[Javascript] window.onload questions
Paul Novitski
paul at novitskisoftware.com
Wed Dec 7 13:57:52 CST 2005
At 06:02 AM 12/6/2005, Schalk wrote:
>I have two seperate .js file that I load into a html page. Both of
>them load their init() function with the window.onload function.
> From what I can see it seems that the second script is overriding
>the first script and the first one is never run and therefore does
>not function.
>
>First, can I call the onload functions of both in the second script,
>even though they are in seperate files? If not, is it best then to
>merge the two into one file or do I have another option? Thanks for
>all of your input.
Hi Shalk,
Here's a bit of script I include with each function that I want to
run on pageload:
___________________________
// here's the onload manager:
var loadDoSomething = window.onload;
window.onload = function()
{
if (loadDoSomething) loadDoSomething();
doSomething();
}
...
// here's the function I want to run:
function doSomething()
{
...
}
___________________________
where "doSomething" is the name of the function you want to run and
"loadDoSomething" is a variable name that's unique for each loaded function.

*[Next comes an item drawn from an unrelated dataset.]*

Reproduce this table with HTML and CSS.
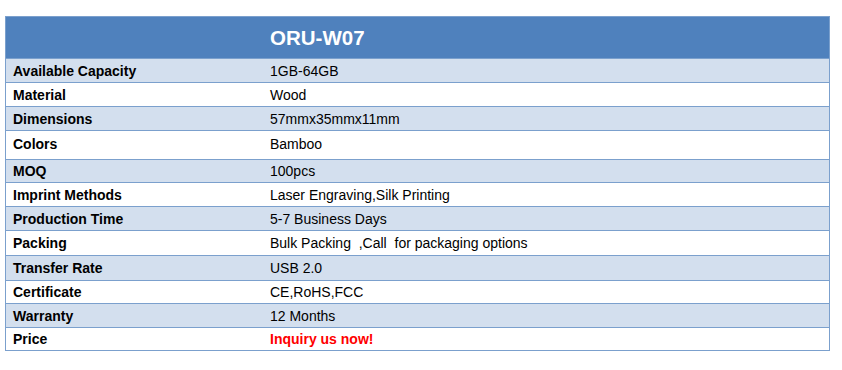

As you can see, this is a close cousin to the script by Simon
Willison. The advantage of his script is that, once the master
script is loaded, you use a one-line function call to add more
functions to the onload chain. The disadvantage of his script is
that you need to manually manage the organization of linked scripts,
ensuring that the master script is loaded once & only once in order
for the system to work.
The advantage of my method is that each linked script handles its own
addition to the onload chain itself, not requiring a master
script. The disadvantage is that you need to change the name of the
load variable ("loadDoSomething" in my example above) to something
unique for each instance.
I prefer my method only because I want the scripts I link in to be
self-managing. The whole reason I went in this direction in the
first place was so I wouldn't have to babysit scripts, worrying about
which ones were loaded and in what order.